The Rich Are Sucking the Marrow From Your Bones in This Good, Normal Economy
The Department of Labor announced its latest employment figures today: More jobs were added and unemployment is lower, but wages only increased by 0.2%, or a 2.7% increase over last year. That’s lower than the 3.5% wage growth economists say should be expected from such strong growth, according to NPR. CNBC described today’s wage growth figure as “frustratingly low.” People who do not, for example, have yachts or a “finance guy” probably already knew this: The jobs are out there, but they’re just not paying enough. What is going on at the top? Two stories from this week offer insight: Rich people love money, always need more of it, and don’t want to share it with you.
Axios reported this morning that the health care industry will make “massive” profits in the second quarter of 2018, more than any quarter of the past 12 months. How did they achieve this impressive feat of capitalist glory? Axios attributes it to two things: the Republican tax bill, which cut the income tax costs of one company by 93% last quarter, and the “growing sales of prescription drugs, medical devices, tests and procedures—that reflects both higher prices and more quantities sold.” Pfizer, one of the biggest drug manufacturers in the U.S., has raised prices on its drugs twice just in 2018; Medicare drug prices have risen at 10 times the rate of inflation in the past five years. Bloomberg reported last month that “255 brand drugs had increases between Feb. 1 and July 15″ of this year, per data from GoodRx, a drug pricing site.
And pharmacy benefit managers (PBMs), the companies that administer prescription drug plans on behalf of insurers, are reaping an extra layer of profits off of already-expensive drugs. A report, also highlighted this week by Axios, from the pharmaceutical research firm 46Brooklyn showed some states are paying PBMs hundreds of dollars more per pill for the cancer drug Gleevac than it actually costs. Indiana pays its PBMs $300 per pill for an $84 drug. Where do those profits go? To middlemen. They don’t go to improved care or wider access; they go to lining a rich guy’s pocket.
Meanwhile, 45% of diabetes patients report going without insulin due to the cost—which comes as no surprise as the drug increased 353% in price between 2001 and 2016, according to WebMD’s Health News.
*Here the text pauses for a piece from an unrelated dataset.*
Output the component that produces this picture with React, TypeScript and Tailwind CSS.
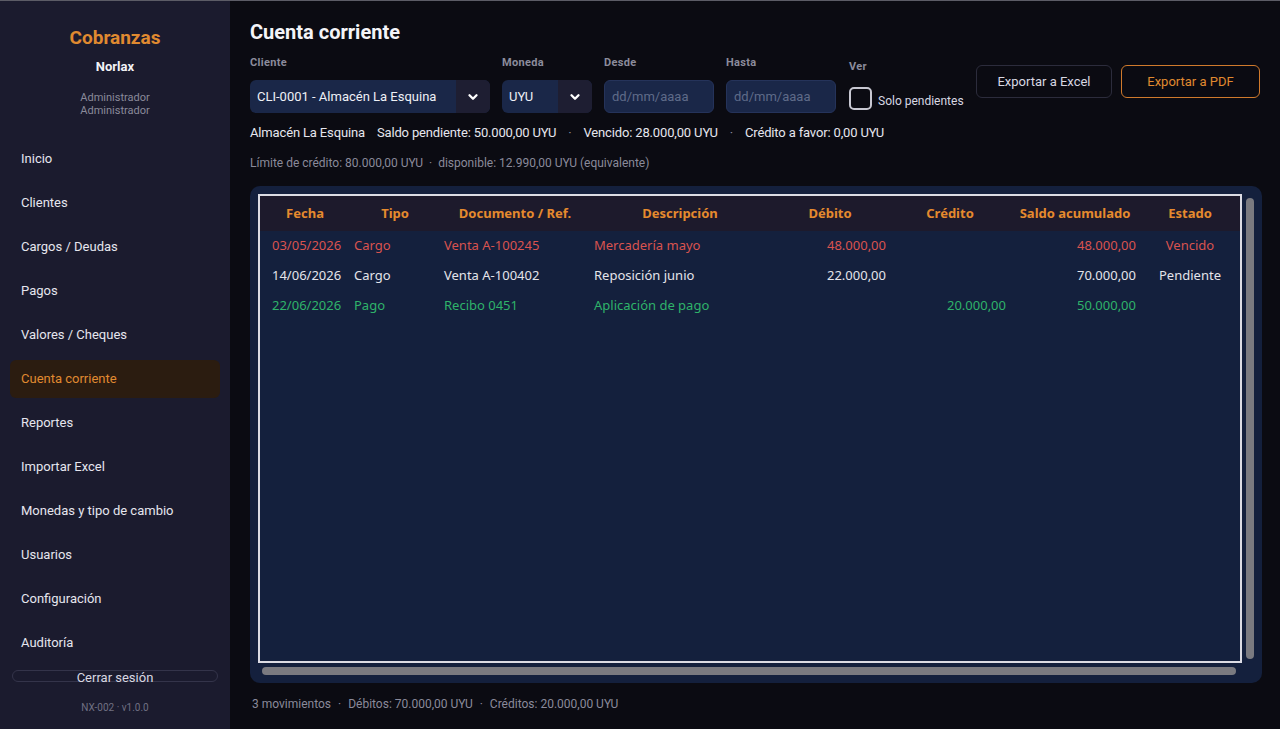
import { ChevronDown } from "lucide-react";

const navItems = [
  "Inicio",
  "Clientes",
  "Cargos / Deudas",
  "Pagos",
  "Valores / Cheques",
  "Cuenta corriente",
  "Reportes",
  "Importar Excel",
  "Monedas y tipo de cambio",
  "Usuarios",
  "Configuración",
  "Auditoría",
];

type Row = {
  fecha: string;
  tipo: string;
  doc: string;
  desc: string;
  debito: string;
  credito: string;
  saldo: string;
  estado: string;
  color: string;
};

const rows: Row[] = [
  {
    fecha: "03/05/2026",
    tipo: "Cargo",
    doc: "Venta A-100245",
    desc: "Mercadería mayo",
    debito: "48.000,00",
    credito: "",
    saldo: "48.000,00",
    estado: "Vencido",
    color: "text-[#d9534f]",
  },
  {
    fecha: "14/06/2026",
    tipo: "Cargo",
    doc: "Venta A-100402",
    desc: "Reposición junio",
    debito: "22.000,00",
    credito: "",
    saldo: "70.000,00",
    estado: "Pendiente",
    color: "text-[#e4e4ea]",
  },
  {
    fecha: "22/06/2026",
    tipo: "Pago",
    doc: "Recibo 0451",
    desc: "Aplicación de pago",
    debito: "",
    credito: "20.000,00",
    saldo: "50.000,00",
    estado: "",
    color: "text-[#2fb36a]",
  },
];

const cols = "grid grid-cols-[90px_90px_150px_180px_120px_120px_130px_100px]";

const Sidebar = () => (
  <aside className="w-[230px] shrink-0 bg-[#1b1b2e] flex flex-col items-stretch">
    <div className="pt-[25px] flex flex-col items-center">
      <h1 className="text-[19px] leading-[24px] font-bold text-[#e08a30]">Cobranzas</h1>
      <p className="mt-[9px] text-[13px] leading-[16px] font-bold text-[#f2f2f6]">Norlax</p>
      <p className="mt-[16px] text-[11px] leading-[13px] text-[#8a8a9a] text-center">
        Administrador
        <br />
        Administrador
      </p>
    </div>
    <nav className="mt-[23px] px-[10px] flex flex-col gap-[6px]">
      {navItems.map((item) => {
        const active = item === "Cuenta corriente";
        return (
          <div
            key={item}
            className={`h-[38px] flex items-center px-[11px] rounded-[6px] text-[13px] ${
              active ? "bg-[#2b1c10] text-[#e08a30]" : "text-[#e6e6ee]"
            }`}
          >
            {item}
          </div>
        );
      })}
    </nav>
    <div className="mt-[8px] mx-[12px] h-[12px] border border-[#34344a] rounded-[6px] flex justify-center">
      <span className="text-[13px] leading-[14px] text-[#d8d8e2]">Cerrar sesión</span>
    </div>
    <p className="mt-[18px] text-center text-[10px] text-[#707082]">NX-002 · v1.0.0</p>
  </aside>
);

const Select = ({ value, width }: { value: string; width: string }) => (
  <div className={`${width} h-[33px] flex rounded-[6px] overflow-hidden bg-[#1a2748]`}>
    <div className="flex-1 flex items-center px-[7px] text-[13px] text-[#eef0f6]">{value}</div>
    <div className="w-[34px] bg-[#1e1e32] flex items-center justify-center text-white">
      <ChevronDown size={14} strokeWidth={4} />
    </div>
  </div>
);

const DateInput = () => (
  <div className="w-[110px] h-[33px] rounded-[6px] bg-[#1a2748] border border-[#25335a] flex items-center px-[7px] text-[13px] text-[#5f6b88]">
    dd/mm/aaaa
  </div>
);

const Label = ({ children }: { children: string }) => (
  <p className="text-[11px] leading-[14px] font-bold text-[#8c8c9c] tracking-[0.3px]">{children}</p>
);

const Dot = () => <span className="text-[#8a8a9a]">·</span>;

export default function App() {
  return (
    <div className="w-[1280px] h-[729px] flex border-t border-[#5c5c66] bg-[#0b0b12] overflow-hidden font-['Roboto',sans-serif]">
      <Sidebar />
      <main className="flex-1 pl-[20px] pr-[20px] pt-[19px] flex flex-col">
        <h2 className="text-[20px] leading-[24px] font-bold text-[#f4f4f8]">Cuenta corriente</h2>
        <div className="mt-[12px] flex items-start">
          <div className="flex flex-col gap-[10px]">
            <Label>Cliente</Label>
            <Select value="CLI-0001 - Almacén La Esquina" width="w-[240px]" />
          </div>
          <div className="ml-[12px] flex flex-col gap-[10px]">
            <Label>Moneda</Label>
            <Select value="UYU" width="w-[90px]" />
          </div>
          <div className="ml-[12px] flex flex-col gap-[10px]">
            <Label>Desde</Label>
            <DateInput />
          </div>
          <div className="ml-[12px] flex flex-col gap-[10px]">
            <Label>Hasta</Label>
            <DateInput />
          </div>
          <div className="ml-[13px] pt-[4px] flex flex-col gap-[12px]">
            <Label>Ver</Label>
            <div className="flex items-center gap-[6px]">
              <div className="w-[23px] h-[23px] rounded-[5px] border-2 border-[#c8c8d2]" />
              <span className="text-[12px] text-[#d8d8e2] pt-[6px]">Solo pendientes</span>
            </div>
          </div>
          <div className="ml-auto pt-[9px] pr-[2px] flex gap-[9px]">
            <button className="w-[136px] h-[33px] rounded-[6px] border border-[#2c2c3c] text-[13px] text-[#d8d8e2]">
              Exportar a Excel
            </button>
            <button className="w-[139px] h-[33px] rounded-[6px] border border-[#d07a2c] text-[13px] text-[#e08a30]">
              Exportar a PDF
            </button>
          </div>
        </div>
        <div className="mt-[12px] flex gap-[12px] text-[13px] leading-[16px] text-[#e6e6ee] tracking-[-0.15px]">
          <span>Almacén La Esquina</span>
          <span>Saldo pendiente: 50.000,00 UYU</span>
          <Dot />
          <span>Vencido: 28.000,00 UYU</span>
          <Dot />
          <span>Crédito a favor: 0,00 UYU</span>
        </div>
        <p className="mt-[14px] flex gap-[6px] text-[12px] leading-[16px] text-[#8a8a9a]">
          <span>Límite de crédito: 80.000,00 UYU</span>
          <span>·</span>
          <span>disponible: 12.990,00 UYU (equivalente)</span>
        </p>
        <div className="mt-[15px] h-[497px] rounded-[10px] bg-[#14203d] p-[8px] flex flex-col">
          <div className="flex flex-1 gap-[4px] min-h-0">
            <div className="flex-1 border-2 border-[#dcdce4] bg-[#14203d] font-['Noto_Sans',sans-serif] text-[13px]">
              <div className={`${cols} h-[35px] items-center bg-[#1d1a2c] font-bold text-[#e58a2e]`}>
                <span className="text-center">Fecha</span>
                <span className="text-center">Tipo</span>
                <span className="text-center">Documento / Ref.</span>
                <span className="text-center">Descripción</span>
                <span className="text-center">Débito</span>
                <span className="text-center">Crédito</span>
                <span className="text-center">Saldo acumulado</span>
                <span className="text-center">Estado</span>
              </div>
              {rows.map((r) => (
                <div key={r.fecha} className={`${cols} h-[30px] items-center ${r.color}`}>
                  <span className="pl-[12px]">{r.fecha}</span>
                  <span className="pl-[4px]">{r.tipo}</span>
                  <span className="pl-[4px]">{r.doc}</span>
                  <span className="pl-[4px]">{r.desc}</span>
                  <span className="text-right pr-[4px]">{r.debito}</span>
                  <span className="text-right pr-[4px]">{r.credito}</span>
                  <span className="text-right pr-[4px]">{r.saldo}</span>
                  <span className="text-center">{r.estado}</span>
                </div>
              ))}
            </div>
            <div className="w-[8px] my-[4px] rounded-full bg-[#7a7a80]" />
          </div>
          <div className="mt-[4px] ml-[4px] mr-[18px] h-[8px] rounded-full bg-[#7a7a80]" />
        </div>
        <p className="mt-[12px] pl-[2px] flex gap-[7px] text-[12px] text-[#8a8a9a]">
          <span>3 movimientos</span>
          <span>·</span>
          <span>Débitos: 70.000,00 UYU</span>
          <span>·</span>
          <span>Créditos: 20.000,00 UYU</span>
        </p>
      </main>
    </div>
  );
}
But health industry profits are not the only evidence of how the rich are profiting. Yesterday, Apple announced that it had become the first company valued at $1 trillion. As the New York Times noted, a 2017 study by economists at University College London showed that “the difference between how much it costs American companies to make their products and how much they sell those products for” is higher now than it’s been “since at least 1950.” The Times described this as “a metric of the power that companies possess in their markets,” but it’s also indicative of something much more simple: How much profit companies are making. As industries consolidate, with huge players like Apple and Google in tech or AT&T and Comcast in communications dominating their fields, competition decreases and profits increase. It’s a lot easier to sell someone shitty cable service that costs too much when they only have a couple of options, or even only one.
Apple has so much money that it is currently sitting on $267 billion in cash reserves. $267 billion, just sitting there. Meanwhile, 40% of American families can’t cover the expense of a $400 emergency. These realities are inextricably related.
Does this seem fair or sustainable? No, it isn’t. But who has the time or money to try and do anything about it; everyone’s working all day to buy their fucking insulin.